Mes deux autres compagnons de fermeture comparent leur chèque. Ils font exactement les mêmes horaires et il y a une différence de 4 heures supp. Pour calmer son mécontentement je lui dis :
- Oh bin ne t’inquiète pas tu iras voir la boss demain et ça sera rectifié. Des erreurs ça arrive.

Nous avons une journée extrêmement occupée, pas de temps a perdre avec ça alors que de mon cote je cours dans tous les sens. Pour la première fois je vois mon collègue habituellement acharné mettre un gros coup de frein. Seul devant une grosse file de client, monsieur est parti fumer sa clope et s'octroie 15 minutes de pause supplémentaire. Je vois bien qu'il est complètement démotivé par cette différence de 30$.

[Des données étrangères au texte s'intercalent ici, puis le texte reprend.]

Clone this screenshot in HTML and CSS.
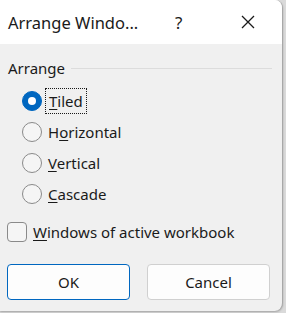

- Hey, on a du boulot, tu verras ca demain !
- Mais ce n'est pas juste, tu sais j'ai ma famille encore aux philippines à nourrir
- Ouep je sais, mais je ne t'ai pas force à avoir un gamin, et c'est pas à moi d'assumer ca en travaillant plus (boum... c'est sorti tout seul)
- Toi tu peux pas comprendre tu viens d'un pays riche
(coup bas ? ok j’enlève les gants alors)
- Toi même tu me dis tout le temps "si tu savais tout ce qu'on peut faire avec 1$ aux Philippines". Venir d'un pays riche ça veut aussi dire qu'on doit avoir beaucoup d'argent pour vivre.

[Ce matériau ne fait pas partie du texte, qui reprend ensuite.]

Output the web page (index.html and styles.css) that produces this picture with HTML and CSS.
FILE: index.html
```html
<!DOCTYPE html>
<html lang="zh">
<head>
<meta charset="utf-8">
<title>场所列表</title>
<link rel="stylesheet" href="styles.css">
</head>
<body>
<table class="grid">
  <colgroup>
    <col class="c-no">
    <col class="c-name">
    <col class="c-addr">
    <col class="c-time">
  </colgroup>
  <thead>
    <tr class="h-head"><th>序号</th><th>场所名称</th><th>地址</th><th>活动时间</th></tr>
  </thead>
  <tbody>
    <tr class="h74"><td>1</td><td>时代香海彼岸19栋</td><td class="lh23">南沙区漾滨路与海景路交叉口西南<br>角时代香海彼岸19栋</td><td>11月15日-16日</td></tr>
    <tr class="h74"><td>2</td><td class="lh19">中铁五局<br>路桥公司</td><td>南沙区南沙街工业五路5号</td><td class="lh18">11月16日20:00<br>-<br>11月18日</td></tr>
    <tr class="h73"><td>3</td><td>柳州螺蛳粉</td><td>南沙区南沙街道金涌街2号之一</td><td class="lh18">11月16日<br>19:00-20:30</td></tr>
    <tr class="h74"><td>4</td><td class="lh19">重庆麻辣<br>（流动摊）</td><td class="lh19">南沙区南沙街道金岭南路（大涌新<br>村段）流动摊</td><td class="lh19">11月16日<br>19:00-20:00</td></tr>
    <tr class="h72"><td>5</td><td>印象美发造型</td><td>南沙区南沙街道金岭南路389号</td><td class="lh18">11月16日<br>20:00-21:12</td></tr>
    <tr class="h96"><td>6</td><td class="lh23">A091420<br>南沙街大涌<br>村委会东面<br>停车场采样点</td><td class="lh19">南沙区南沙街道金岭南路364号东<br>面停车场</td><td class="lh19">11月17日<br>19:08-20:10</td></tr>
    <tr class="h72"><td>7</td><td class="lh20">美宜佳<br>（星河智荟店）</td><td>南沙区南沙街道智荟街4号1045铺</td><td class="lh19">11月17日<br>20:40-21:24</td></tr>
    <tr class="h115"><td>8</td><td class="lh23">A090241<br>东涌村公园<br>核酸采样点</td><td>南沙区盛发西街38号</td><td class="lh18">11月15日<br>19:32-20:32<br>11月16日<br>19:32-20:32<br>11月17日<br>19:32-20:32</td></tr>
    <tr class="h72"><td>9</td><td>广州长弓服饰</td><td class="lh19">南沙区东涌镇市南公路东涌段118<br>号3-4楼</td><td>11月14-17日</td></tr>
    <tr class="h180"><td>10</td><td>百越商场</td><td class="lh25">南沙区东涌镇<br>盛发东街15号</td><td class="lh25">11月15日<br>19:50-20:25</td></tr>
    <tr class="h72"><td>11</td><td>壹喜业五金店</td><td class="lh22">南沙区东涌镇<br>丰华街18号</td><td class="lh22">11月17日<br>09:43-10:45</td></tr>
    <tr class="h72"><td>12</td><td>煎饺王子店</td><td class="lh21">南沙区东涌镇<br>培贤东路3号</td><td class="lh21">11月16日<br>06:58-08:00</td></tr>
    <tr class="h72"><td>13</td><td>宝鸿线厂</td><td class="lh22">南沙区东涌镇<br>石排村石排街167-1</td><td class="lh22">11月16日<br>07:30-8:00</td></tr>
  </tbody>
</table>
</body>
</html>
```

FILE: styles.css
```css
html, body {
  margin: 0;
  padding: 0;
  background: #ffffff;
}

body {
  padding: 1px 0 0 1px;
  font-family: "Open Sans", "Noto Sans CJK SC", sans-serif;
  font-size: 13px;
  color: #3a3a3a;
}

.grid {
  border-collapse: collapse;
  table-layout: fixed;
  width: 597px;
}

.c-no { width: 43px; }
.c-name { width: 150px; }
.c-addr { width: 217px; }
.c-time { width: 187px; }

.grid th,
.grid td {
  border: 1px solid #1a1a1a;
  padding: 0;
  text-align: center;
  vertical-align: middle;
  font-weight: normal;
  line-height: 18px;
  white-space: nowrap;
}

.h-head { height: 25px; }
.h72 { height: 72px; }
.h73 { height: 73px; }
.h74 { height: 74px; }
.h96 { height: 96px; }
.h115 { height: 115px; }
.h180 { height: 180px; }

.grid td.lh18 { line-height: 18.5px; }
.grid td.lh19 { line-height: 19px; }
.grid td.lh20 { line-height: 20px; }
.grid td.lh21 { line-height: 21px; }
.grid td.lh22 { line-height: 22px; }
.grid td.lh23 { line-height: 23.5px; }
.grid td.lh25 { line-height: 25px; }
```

- Non mais sérieusement j'ai des frais, la voiture...
(je le coupe)
- Bin si tu veux passe a la maison je peux te filer un vélo, t'habites pas plus loin que moi.
- Il fait froid, il pleut tout le temps.
(c'est fou comme 30$ peuvent soudainement amener autant de plaintes)

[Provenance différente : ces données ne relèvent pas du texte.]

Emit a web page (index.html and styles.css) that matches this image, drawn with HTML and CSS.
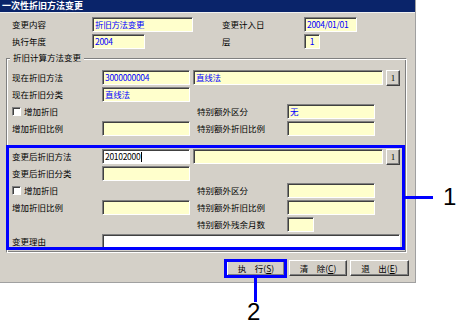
FILE: index.html
```html
<!DOCTYPE html>
<html lang="zh">
<head>
<meta charset="utf-8">
<link rel="stylesheet" href="styles.css">
</head>
<body>
<div class="stage">
  <div class="window">
    <div class="titlebar">一次性折旧方法变更</div>
    <div class="content">
      <div class="top">
        <div class="row">
          <span class="lbl w80">变更内容</span>
          <span class="field w101">折旧方法变更</span>
          <span class="sp w29"></span>
          <span class="lbl w82">变更计入日</span>
          <span class="field w53">2004/01/01</span>
        </div>
        <div class="row">
          <span class="lbl w80">执行年度</span>
          <span class="field w53">2004</span>
          <span class="sp w77"></span>
          <span class="lbl w82">层</span>
          <span class="field w16 center">1</span>
        </div>
      </div>

      <div class="group">
        <span class="legend">折旧计算方法变更</span>
        <div class="section">
          <div class="row">
            <span class="lbl w90">现在折旧方法</span>
            <span class="field w88">3000000004</span>
            <span class="field w190 ml3">直线法</span>
            <span class="btn-sm ml3">1</span>
          </div>
          <div class="row">
            <span class="lbl w90">现在折旧分类</span>
            <span class="field w88">直线法</span>
          </div>
          <div class="row">
            <span class="chkcell"><span class="chk"></span>增加折旧</span>
            <span class="sp w95"></span>
            <span class="lbl w90">特别额外区分</span>
            <span class="field w88">无</span>
          </div>
          <div class="row">
            <span class="lbl w90">增加折旧比例</span>
            <span class="field w88"></span>
            <span class="sp w7"></span>
            <span class="lbl w90">特别额外折旧比例</span>
            <span class="field w88"></span>
          </div>
        </div>

        <div class="section s2">
          <div class="row">
            <span class="lbl w90">变更后折旧方法</span>
            <span class="field white w88">20102000<span class="caret"></span></span>
            <span class="field w190 ml3"></span>
            <span class="btn-sm ml3">1</span>
          </div>
          <div class="row">
            <span class="lbl w90">变更后折旧分类</span>
            <span class="field w88"></span>
          </div>
          <div class="row">
            <span class="chkcell"><span class="chk"></span>增加折旧</span>
            <span class="sp w95"></span>
            <span class="lbl w90">特别额外区分</span>
            <span class="field w88"></span>
          </div>
          <div class="row">
            <span class="lbl w90">增加折旧比例</span>
            <span class="field w88"></span>
            <span class="sp w7"></span>
            <span class="lbl w90">特别额外折旧比例</span>
            <span class="field w88"></span>
          </div>
          <div class="row">
            <span class="sp w185"></span>
            <span class="lbl w90">特别额外残余月数</span>
            <span class="field w27"></span>
          </div>
          <div class="row">
            <span class="lbl w90">变更理由</span>
            <span class="field white w298"></span>
          </div>
        </div>
      </div>

      <div class="buttons">
        <span class="btn w58">执　行(<u>S</u>)</span>
        <span class="btn w58 ml4">清　除(<u>C</u>)</span>
        <span class="btn w59 ml3">退　出(<u>E</u>)</span>
      </div>
    </div>
  </div>

  <div class="mark box1"></div>
  <div class="mark line1"></div>
  <div class="num num1">1</div>
  <div class="mark box2"></div>
  <div class="mark line2"></div>
  <div class="num num2">2</div>
</div>
</body>
</html>
```

FILE: styles.css
```css
html, body {
  margin: 0;
  padding: 0;
  background: #ffffff;
}

body {
  font-family: "Noto Sans CJK SC", "Noto Sans", sans-serif;
}

.stage {
  position: relative;
  width: 456px;
  height: 329px;
}

.window {
  width: 416px;
  box-sizing: border-box;
  background: #d4d0c8;
  border-right: 1px solid #a0a0a0;
  border-bottom: 1px solid #a0a0a0;
}

.titlebar {
  height: 12px;
  line-height: 12px;
  background: #0a246a;
  color: #ffffff;
  font-size: 9px;
  font-weight: bold;
  padding-left: 2px;
  border-bottom: 1px solid #f0f0f0;
  white-space: nowrap;
}

.content {
  padding: 4px 0 6px 0;
}

.top {
  padding-left: 12px;
}

.row {
  display: flex;
  align-items: center;
  height: 15px;
}

.row + .row {
  margin-top: 2px;
}

.lbl {
  flex: none;
  font-size: 8.5px;
  line-height: 15px;
  color: #000000;
  white-space: nowrap;
}

.sp { flex: none; height: 1px; }

.w7 { width: 7px; }
.w16 { width: 16px; }
.w27 { width: 27px; }
.w29 { width: 29px; }
.w53 { width: 53px; }
.w58 { width: 58px; }
.w59 { width: 59px; }
.w77 { width: 77px; }
.w80 { width: 80px; }
.w82 { width: 82px; }
.w88 { width: 88px; }
.w90 { width: 90px; }
.w95 { width: 95px; }
.w101 { width: 101px; }
.w185 { width: 185px; }
.w190 { width: 190px; }
.w298 { width: 298px; }
.ml3 { margin-left: 3px; }
.ml4 { margin-left: 4px; }

.field {
  flex: none;
  box-sizing: border-box;
  height: 15px;
  border: 1px solid;
  border-color: #808080 #ffffff #ffffff #808080;
  box-shadow: inset 1px 1px 0 #404040;
  background: #ffffcc;
  color: #0000ff;
  font-size: 8.5px;
  line-height: 13px;
  padding-left: 2px;
  overflow: hidden;
  white-space: nowrap;
  letter-spacing: -0.3px;
}

.field.center {
  text-align: center;
  padding-left: 0;
}

.field.white {
  background: #ffffff;
  color: #000000;
}

.caret {
  display: inline-block;
  width: 1px;
  height: 10px;
  background: #000000;
  vertical-align: -2px;
  margin-left: 1px;
}

.btn-sm {
  flex: none;
  box-sizing: border-box;
  width: 14px;
  height: 16px;
  align-self: flex-start;
  border: 1px solid;
  border-color: #ffffff #404040 #404040 #ffffff;
  box-shadow: inset -1px -1px 0 #808080;
  background: #d4d0c8;
  font-family: "Liberation Serif", serif;
  font-size: 9px;
  line-height: 14px;
  text-align: center;
  color: #000000;
}

.chkcell {
  flex: none;
  width: 90px;
  display: flex;
  align-items: center;
  font-size: 8.5px;
  line-height: 15px;
  white-space: nowrap;
}

.chk {
  flex: none;
  box-sizing: border-box;
  width: 9px;
  height: 9px;
  margin-right: 3px;
  background: #ffffff;
  border: 1px solid;
  border-color: #808080 #ffffff #ffffff #808080;
  box-shadow: inset 1px 1px 0 #404040;
}

.group {
  position: relative;
  margin: 9px 8px 0 6px;
  border: 1px solid;
  border-color: #808080 #ffffff #ffffff #808080;
  box-shadow: inset 1px 1px 0 #ffffff, inset -1px -1px 0 #808080;
  padding: 11px 0 3px 5px;
}

.legend {
  position: absolute;
  left: 3px;
  top: -7px;
  padding: 0 3px;
  background: #d4d0c8;
  font-size: 8.5px;
  line-height: 11px;
  white-space: nowrap;
}

.section.s2 {
  margin-top: 13px;
}

.buttons {
  display: flex;
  justify-content: flex-end;
  padding-right: 6px;
  margin-top: 7px;
}

.btn {
  flex: none;
  box-sizing: border-box;
  height: 16px;
  border: 1px solid;
  border-color: #ffffff #404040 #404040 #ffffff;
  box-shadow: inset -1px -1px 0 #808080;
  background: #d4d0c8;
  font-size: 8.5px;
  line-height: 14px;
  text-align: center;
  white-space: nowrap;
}

.mark {
  position: absolute;
  box-sizing: border-box;
}

.box1 {
  left: 6px;
  top: 145px;
  width: 399px;
  height: 105px;
  border: 3px solid #0000ff;
}

.line1 {
  left: 405px;
  top: 196px;
  width: 28px;
  height: 3px;
  background: #0000ff;
}

.box2 {
  left: 224px;
  top: 259px;
  width: 63px;
  height: 19px;
  border: 3px solid #0000ff;
}

.line2 {
  left: 254px;
  top: 278px;
  width: 3px;
  height: 24px;
  background: #0000ff;
}

.num {
  position: absolute;
  font-family: "Liberation Sans", Arial, sans-serif;
  font-size: 24px;
  line-height: 24px;
  color: #000000;
}

.num1 {
  left: 443px;
  top: 185px;
}

.num2 {
  left: 247px;
  top: 300px;
}
```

- Et oui VIVE LE YUKON... ça vous fait tous rigoler de me voir arriver trempe avec mon pantalon et mon blouson troués, mes chaussures aux semelles décomposées, ou de me voir arriver blanc givre pendant l'hiver. On fait des choix, moi je n'ai pas acheté de voiture et pas de blouson a 1000$...


Le gentil pitre est maintenant regardé différemment mais ne vous méprenez pas, tout le monde il est gentil, tout le monde il est beau, je ne regrette aucune de mes paroles et j’apprécierai toujours mes collègues de travail, eux sûrement un peu moins.